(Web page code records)

╭──

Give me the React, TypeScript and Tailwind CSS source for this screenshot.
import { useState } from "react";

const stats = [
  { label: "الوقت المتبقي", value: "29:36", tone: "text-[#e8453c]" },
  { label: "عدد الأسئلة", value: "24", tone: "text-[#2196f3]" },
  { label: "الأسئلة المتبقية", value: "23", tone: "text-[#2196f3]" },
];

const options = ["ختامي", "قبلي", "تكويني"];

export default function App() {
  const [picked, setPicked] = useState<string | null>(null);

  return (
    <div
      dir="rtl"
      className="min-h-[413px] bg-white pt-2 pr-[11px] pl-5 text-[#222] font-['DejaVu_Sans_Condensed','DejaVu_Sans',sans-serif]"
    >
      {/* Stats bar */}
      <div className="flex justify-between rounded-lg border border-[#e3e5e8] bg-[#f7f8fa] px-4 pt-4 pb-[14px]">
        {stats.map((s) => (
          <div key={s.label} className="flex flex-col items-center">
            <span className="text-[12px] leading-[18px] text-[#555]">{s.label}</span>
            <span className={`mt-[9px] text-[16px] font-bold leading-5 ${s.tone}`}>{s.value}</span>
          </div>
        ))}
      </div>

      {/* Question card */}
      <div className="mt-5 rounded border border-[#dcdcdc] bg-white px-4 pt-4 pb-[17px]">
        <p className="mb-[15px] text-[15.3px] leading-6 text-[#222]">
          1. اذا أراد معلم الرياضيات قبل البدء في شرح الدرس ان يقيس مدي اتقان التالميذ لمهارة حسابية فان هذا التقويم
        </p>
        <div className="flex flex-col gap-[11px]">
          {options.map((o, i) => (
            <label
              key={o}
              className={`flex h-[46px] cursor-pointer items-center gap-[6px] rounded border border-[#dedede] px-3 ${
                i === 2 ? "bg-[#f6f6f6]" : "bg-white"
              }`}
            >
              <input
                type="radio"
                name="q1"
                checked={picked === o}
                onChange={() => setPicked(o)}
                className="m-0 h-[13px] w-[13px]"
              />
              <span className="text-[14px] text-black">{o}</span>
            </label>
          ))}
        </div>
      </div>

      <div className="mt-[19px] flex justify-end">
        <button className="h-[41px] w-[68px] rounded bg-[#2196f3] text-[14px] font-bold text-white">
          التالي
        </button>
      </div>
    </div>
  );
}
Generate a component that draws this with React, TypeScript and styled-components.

╰──
╭──

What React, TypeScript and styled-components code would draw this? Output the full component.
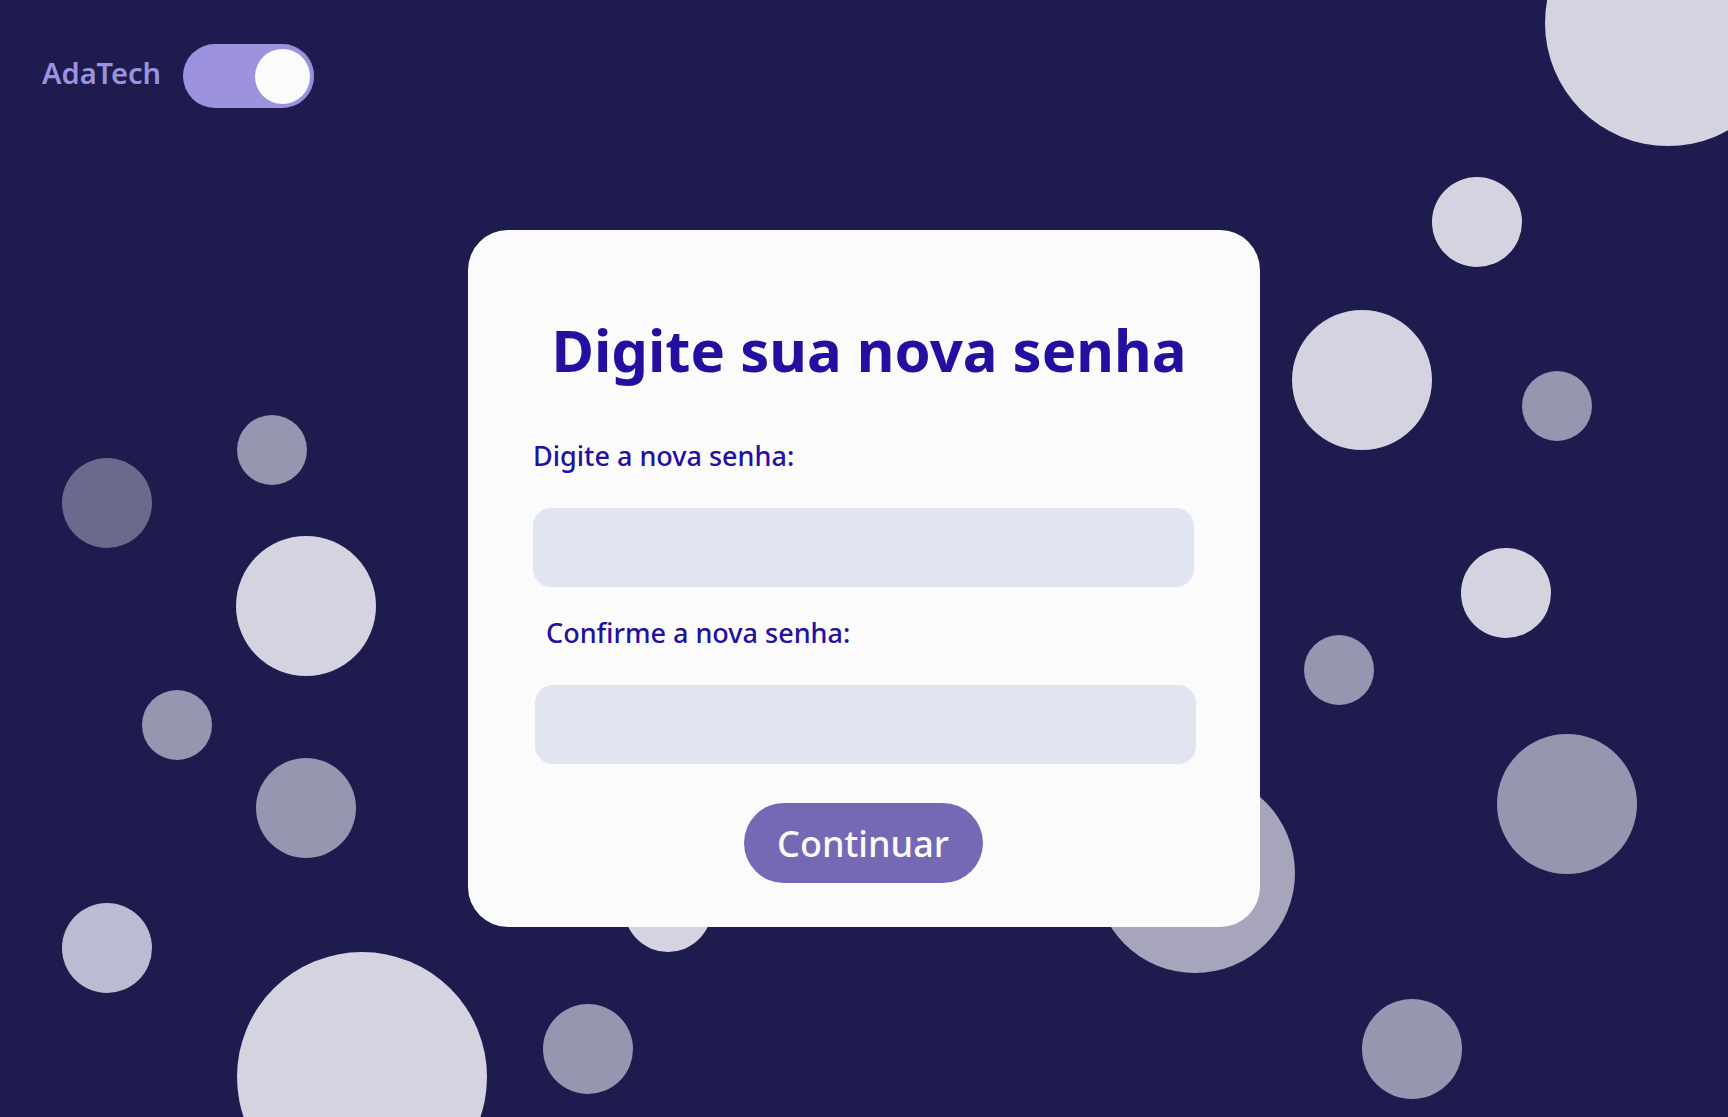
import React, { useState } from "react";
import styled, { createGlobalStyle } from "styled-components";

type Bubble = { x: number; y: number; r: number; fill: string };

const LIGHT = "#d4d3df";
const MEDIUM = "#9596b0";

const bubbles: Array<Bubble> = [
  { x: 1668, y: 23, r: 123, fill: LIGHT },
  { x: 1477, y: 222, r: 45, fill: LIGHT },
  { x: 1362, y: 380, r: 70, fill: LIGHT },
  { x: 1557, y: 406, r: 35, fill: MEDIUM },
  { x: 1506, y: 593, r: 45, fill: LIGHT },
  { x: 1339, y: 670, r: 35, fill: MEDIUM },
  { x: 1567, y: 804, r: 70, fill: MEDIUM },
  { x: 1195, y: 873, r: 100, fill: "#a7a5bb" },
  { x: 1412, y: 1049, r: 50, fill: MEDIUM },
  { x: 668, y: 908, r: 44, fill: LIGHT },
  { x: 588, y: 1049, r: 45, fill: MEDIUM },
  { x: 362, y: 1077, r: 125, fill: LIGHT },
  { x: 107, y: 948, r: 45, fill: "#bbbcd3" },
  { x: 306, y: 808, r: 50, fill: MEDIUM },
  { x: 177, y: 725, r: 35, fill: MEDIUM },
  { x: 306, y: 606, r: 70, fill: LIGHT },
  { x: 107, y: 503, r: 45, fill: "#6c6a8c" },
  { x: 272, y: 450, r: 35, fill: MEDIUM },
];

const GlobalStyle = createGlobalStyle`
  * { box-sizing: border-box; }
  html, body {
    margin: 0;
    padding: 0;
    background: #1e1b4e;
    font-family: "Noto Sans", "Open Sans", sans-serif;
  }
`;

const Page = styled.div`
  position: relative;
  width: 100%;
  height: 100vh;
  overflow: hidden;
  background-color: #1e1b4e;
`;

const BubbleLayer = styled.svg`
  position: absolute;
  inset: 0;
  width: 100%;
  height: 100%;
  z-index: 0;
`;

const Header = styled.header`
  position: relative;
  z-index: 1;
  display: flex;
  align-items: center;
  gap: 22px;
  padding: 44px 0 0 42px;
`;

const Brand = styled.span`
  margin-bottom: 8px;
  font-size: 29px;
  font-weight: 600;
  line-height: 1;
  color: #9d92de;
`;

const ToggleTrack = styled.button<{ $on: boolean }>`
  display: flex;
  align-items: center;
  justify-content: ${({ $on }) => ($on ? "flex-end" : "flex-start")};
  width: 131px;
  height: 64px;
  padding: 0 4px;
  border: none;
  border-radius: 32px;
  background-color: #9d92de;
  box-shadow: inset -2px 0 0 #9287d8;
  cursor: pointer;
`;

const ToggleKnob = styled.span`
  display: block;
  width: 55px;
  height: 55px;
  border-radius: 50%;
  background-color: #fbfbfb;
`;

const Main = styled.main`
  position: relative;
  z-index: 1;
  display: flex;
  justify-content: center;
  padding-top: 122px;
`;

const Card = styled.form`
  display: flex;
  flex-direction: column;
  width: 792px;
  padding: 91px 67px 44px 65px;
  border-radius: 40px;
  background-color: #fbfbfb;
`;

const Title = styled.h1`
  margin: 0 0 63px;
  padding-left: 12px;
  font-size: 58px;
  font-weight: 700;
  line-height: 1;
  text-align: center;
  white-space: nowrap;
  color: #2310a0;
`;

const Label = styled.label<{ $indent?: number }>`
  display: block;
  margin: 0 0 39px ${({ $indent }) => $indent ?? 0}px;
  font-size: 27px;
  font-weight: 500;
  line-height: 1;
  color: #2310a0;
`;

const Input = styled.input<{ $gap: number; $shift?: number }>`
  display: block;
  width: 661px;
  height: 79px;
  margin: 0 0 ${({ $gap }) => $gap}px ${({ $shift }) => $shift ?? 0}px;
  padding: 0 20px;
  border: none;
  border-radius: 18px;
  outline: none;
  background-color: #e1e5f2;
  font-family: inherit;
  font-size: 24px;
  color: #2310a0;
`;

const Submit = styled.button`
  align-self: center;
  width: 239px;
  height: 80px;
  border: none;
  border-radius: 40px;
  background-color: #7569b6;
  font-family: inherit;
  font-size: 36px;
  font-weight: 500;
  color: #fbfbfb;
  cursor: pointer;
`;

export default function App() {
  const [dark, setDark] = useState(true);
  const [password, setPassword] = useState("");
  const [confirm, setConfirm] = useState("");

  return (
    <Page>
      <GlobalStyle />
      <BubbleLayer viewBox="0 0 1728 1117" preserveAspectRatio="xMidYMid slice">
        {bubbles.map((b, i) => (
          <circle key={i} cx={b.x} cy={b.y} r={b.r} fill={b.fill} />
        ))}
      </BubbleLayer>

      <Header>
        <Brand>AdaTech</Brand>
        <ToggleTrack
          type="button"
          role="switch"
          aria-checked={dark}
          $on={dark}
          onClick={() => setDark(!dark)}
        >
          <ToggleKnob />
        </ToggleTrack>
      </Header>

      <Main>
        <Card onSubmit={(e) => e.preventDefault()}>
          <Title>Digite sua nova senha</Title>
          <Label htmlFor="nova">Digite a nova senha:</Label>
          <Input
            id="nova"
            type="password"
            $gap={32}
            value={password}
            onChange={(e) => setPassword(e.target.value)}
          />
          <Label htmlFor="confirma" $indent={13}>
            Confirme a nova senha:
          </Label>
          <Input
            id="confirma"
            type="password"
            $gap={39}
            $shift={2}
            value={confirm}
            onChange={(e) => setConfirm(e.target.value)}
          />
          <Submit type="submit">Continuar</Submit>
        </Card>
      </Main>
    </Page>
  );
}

╰──

▶ [Written exercise]:
Repeat exactly the lines from the one containing "Give me the" through the one containing "const [picked, setPicked]", both included, and nothing else.

▶ [Response below]:
Give me the React, TypeScript and Tailwind CSS source for this screenshot.
import { useState } from "react";

const stats = [
  { label: "الوقت المتبقي", value: "29:36", tone: "text-[#e8453c]" },
  { label: "عدد الأسئلة", value: "24", tone: "text-[#2196f3]" },
  { label: "الأسئلة المتبقية", value: "23", tone: "text-[#2196f3]" },
];

const options = ["ختامي", "قبلي", "تكويني"];

export default function App() {
  const [picked, setPicked] = useState<string | null>(null);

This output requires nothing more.